Just got a residual check for 6 dollars for my scene in Almost Famous sooo…going to Vegas!!!!!!!!
*gets down to snails level*
IF YOU JUST TELL ME WHERE YOU’RE TRYING TO GET TO THEN I CAN HELP YOU GET THERE FASTER.
Always remember the first move in every fight…punch to the balls.
I’ve already lost 72 ponytail holders this weekend
Friend: Did you know most people mistake thirst for hunger?
Me: Really? Weird. Hey, are you going to eat that water bottle?
Amazing that the townspeople didn’t like Belle what with her waking up every day and calling them a bunch of simple idiots
If you`re not going to help me break into my ex`s house to delete the hysterical message i left on his answerphone,then you`re not my friend
While not illegal, it is generally frowned upon to follow behind someone and play your travel harmonica synced to their footsteps.
My parents told me I could be anything I wanted so I became unacceptable
I stopped my pig from eating a penny.
I don’t know why.
I was so close to having a real live piggy bank.
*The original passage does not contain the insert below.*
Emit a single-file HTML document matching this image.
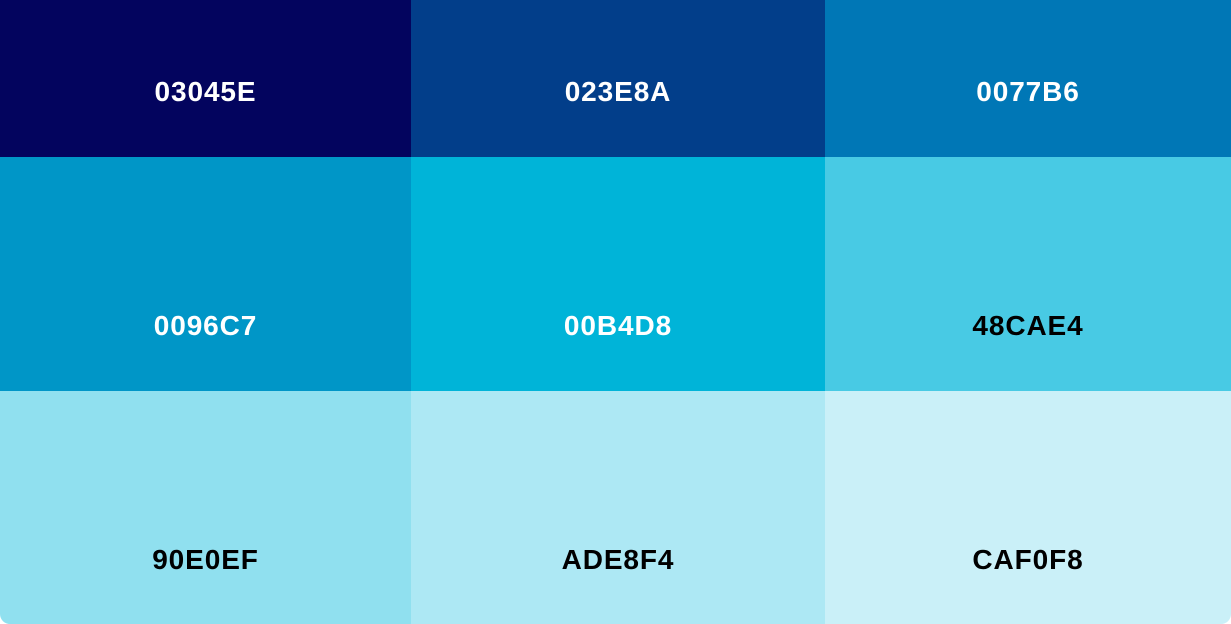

Oh crap, this isn’t what I ordered… who has my foot-long sub?
Me: I’ll sleep when I’m dead.
[Dies]
Grim Reaper: I’m going to need you to journey with me to the afterlife.
Me: Dammit
I always leave my front door unlocked on my birthday just in case someone is planning to kidnap me in the morning and take me to breakfast 🙂 so far I’ve had zero birthday breakfasts 🙂 and two Blu-ray players robbed 🙂
I have three brothers but to keep dad on his toes only a couple of us got in trouble at a time.